= TO BE DONE =
Copy each line of the material below that includes the string "this".

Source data
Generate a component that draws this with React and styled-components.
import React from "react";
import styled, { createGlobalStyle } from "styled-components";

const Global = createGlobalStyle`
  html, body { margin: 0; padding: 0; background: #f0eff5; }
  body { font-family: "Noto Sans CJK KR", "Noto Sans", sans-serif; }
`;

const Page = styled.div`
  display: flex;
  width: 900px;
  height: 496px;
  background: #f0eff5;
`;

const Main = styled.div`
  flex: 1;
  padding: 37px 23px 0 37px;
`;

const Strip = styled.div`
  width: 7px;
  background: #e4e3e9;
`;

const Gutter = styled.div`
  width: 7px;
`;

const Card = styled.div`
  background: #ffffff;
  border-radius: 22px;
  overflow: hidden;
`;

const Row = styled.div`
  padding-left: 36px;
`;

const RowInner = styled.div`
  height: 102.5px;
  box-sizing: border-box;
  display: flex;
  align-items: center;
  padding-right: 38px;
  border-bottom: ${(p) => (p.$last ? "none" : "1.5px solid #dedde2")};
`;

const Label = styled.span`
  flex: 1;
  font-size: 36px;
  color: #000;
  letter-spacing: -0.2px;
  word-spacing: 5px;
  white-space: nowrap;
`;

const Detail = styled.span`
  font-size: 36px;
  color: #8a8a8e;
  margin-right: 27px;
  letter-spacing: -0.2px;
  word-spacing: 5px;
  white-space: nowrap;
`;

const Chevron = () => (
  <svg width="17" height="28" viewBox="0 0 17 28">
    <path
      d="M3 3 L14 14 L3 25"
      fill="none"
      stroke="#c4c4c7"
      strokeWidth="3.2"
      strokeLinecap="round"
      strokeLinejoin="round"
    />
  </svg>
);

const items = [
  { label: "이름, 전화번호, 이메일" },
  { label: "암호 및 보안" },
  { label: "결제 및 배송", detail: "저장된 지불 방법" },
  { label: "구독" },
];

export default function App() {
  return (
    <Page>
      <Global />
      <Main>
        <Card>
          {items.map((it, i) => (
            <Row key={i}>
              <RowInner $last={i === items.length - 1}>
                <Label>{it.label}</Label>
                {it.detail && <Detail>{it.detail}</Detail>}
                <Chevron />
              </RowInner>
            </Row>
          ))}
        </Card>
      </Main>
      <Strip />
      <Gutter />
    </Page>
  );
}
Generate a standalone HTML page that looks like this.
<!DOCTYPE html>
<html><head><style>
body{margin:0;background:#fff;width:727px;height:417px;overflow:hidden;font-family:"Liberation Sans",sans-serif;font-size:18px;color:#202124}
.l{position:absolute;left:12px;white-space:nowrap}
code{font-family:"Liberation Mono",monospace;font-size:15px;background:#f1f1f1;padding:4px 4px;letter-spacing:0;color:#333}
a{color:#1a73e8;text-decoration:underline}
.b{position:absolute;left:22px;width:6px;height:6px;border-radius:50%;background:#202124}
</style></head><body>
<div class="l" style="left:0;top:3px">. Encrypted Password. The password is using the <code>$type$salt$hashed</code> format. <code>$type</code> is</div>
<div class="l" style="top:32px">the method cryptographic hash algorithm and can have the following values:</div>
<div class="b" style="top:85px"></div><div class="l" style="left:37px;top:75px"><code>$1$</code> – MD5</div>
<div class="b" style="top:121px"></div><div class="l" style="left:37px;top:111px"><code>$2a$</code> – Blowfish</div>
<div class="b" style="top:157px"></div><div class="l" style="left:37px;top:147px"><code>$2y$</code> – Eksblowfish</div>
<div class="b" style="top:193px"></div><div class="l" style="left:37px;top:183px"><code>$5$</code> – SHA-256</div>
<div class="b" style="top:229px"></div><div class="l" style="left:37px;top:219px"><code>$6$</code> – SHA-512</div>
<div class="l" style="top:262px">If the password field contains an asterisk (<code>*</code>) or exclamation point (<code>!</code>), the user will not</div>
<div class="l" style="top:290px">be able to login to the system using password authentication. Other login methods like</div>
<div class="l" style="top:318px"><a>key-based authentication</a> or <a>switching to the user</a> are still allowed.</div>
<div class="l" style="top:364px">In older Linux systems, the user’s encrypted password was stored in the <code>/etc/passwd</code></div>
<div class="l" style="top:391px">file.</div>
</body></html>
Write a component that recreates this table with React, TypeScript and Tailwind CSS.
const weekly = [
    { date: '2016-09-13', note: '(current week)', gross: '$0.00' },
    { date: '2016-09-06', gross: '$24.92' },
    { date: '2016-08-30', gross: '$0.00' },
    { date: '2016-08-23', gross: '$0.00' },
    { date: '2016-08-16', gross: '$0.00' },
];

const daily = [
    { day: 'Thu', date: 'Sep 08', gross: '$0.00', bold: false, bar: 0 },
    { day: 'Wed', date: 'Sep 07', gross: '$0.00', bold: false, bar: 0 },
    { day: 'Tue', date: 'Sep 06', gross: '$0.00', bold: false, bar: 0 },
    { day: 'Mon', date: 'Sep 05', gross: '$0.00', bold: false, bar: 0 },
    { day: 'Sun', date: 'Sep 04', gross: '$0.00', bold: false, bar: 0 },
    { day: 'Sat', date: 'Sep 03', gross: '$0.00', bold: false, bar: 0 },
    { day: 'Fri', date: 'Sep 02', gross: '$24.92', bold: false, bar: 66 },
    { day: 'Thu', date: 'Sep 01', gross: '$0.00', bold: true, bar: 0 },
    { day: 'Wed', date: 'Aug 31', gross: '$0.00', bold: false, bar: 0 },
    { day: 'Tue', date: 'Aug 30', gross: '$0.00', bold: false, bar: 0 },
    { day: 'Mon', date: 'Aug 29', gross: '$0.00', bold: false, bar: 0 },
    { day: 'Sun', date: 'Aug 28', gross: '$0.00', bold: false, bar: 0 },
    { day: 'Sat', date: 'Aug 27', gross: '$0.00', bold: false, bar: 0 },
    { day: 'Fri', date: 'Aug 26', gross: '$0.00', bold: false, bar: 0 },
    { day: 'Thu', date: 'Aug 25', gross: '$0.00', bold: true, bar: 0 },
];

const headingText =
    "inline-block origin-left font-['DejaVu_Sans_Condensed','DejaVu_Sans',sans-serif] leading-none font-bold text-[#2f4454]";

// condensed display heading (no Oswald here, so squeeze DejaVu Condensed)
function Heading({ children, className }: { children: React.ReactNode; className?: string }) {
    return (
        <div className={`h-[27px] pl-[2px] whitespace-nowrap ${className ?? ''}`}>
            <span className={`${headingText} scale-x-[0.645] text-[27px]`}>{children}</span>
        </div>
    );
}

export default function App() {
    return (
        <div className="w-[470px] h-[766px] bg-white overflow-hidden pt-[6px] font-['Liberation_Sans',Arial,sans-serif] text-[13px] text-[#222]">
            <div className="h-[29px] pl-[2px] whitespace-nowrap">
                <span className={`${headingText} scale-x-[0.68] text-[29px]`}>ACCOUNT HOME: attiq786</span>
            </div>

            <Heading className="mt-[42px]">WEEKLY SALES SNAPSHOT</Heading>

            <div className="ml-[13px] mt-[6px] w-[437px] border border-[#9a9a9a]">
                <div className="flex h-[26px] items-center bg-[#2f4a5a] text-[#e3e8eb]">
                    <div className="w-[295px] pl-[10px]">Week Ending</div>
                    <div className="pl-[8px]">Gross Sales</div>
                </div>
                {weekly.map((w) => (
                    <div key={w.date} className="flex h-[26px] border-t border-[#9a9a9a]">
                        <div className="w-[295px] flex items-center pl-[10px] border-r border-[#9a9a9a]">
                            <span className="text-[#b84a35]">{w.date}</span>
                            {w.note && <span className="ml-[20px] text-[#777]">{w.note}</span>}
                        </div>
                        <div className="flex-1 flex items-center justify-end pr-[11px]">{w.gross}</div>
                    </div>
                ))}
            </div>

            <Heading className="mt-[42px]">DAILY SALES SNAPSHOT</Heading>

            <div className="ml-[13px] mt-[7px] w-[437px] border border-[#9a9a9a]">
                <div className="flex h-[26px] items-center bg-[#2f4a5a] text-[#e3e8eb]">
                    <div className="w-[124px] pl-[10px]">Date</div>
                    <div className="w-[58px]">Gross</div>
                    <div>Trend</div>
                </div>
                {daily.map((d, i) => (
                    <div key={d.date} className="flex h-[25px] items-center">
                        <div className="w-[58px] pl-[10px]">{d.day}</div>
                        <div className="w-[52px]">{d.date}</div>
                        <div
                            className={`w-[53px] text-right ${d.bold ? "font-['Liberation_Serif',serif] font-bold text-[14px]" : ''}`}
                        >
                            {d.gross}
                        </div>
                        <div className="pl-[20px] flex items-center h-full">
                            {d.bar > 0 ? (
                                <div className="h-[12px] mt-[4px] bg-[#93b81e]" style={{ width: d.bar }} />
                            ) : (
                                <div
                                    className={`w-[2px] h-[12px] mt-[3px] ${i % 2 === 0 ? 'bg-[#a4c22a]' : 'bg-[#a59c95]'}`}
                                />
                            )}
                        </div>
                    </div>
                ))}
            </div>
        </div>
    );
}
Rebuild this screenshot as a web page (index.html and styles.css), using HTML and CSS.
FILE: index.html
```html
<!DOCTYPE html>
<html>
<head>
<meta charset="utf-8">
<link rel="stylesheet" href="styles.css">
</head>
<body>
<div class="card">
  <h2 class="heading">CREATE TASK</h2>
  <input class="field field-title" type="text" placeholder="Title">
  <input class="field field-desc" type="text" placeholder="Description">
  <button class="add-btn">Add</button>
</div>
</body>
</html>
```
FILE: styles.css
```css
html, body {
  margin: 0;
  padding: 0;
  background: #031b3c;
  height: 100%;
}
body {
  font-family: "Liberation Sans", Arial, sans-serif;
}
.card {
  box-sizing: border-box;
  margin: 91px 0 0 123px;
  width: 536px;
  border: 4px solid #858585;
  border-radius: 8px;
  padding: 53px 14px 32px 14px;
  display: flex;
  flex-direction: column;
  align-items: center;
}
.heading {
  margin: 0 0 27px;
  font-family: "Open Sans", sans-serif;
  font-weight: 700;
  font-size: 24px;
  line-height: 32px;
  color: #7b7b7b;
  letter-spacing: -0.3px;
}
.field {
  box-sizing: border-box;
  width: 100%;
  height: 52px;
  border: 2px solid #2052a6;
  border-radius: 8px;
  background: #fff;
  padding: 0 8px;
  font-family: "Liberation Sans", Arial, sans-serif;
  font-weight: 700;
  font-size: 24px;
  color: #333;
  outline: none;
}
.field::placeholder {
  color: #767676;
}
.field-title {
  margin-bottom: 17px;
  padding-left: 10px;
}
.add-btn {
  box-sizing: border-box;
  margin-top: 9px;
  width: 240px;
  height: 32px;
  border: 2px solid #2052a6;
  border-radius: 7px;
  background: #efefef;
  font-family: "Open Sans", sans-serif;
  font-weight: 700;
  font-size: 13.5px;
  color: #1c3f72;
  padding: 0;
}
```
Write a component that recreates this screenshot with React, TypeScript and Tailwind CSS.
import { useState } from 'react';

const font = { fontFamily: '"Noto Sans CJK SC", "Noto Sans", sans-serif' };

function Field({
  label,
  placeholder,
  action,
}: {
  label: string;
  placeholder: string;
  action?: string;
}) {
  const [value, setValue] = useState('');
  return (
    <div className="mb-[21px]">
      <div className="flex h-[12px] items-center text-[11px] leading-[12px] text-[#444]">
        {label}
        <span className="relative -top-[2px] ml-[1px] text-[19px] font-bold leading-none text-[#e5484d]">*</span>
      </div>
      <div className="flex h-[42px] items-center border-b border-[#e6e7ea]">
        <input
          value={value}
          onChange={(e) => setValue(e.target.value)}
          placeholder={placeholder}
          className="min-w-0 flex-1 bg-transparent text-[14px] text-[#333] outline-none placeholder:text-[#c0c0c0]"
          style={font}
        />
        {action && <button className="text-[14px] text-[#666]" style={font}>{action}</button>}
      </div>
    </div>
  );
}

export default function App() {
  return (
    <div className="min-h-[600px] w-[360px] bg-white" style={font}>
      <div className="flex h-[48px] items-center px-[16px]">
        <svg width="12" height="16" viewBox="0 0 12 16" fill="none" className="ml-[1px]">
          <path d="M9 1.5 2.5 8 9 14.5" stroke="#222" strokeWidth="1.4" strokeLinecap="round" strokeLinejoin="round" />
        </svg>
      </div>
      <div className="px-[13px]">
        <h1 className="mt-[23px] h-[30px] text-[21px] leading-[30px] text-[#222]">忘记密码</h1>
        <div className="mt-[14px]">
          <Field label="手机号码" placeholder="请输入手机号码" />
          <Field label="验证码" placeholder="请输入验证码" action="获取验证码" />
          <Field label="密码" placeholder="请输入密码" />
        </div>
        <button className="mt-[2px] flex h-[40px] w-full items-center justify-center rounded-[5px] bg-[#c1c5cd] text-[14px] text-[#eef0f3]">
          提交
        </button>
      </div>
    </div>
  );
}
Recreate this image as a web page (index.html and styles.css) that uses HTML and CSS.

= EXERCISE ANSWER =
Generate a component that draws this with React and styled-components.
Generate a standalone HTML page that looks like this.
Write a component that recreates this table with React, TypeScript and Tailwind CSS.
Rebuild this screenshot as a web page (index.html and styles.css), using HTML and CSS.
Write a component that recreates this screenshot with React, TypeScript and Tailwind CSS.
Recreate this image as a web page (index.html and styles.css) that uses HTML and CSS.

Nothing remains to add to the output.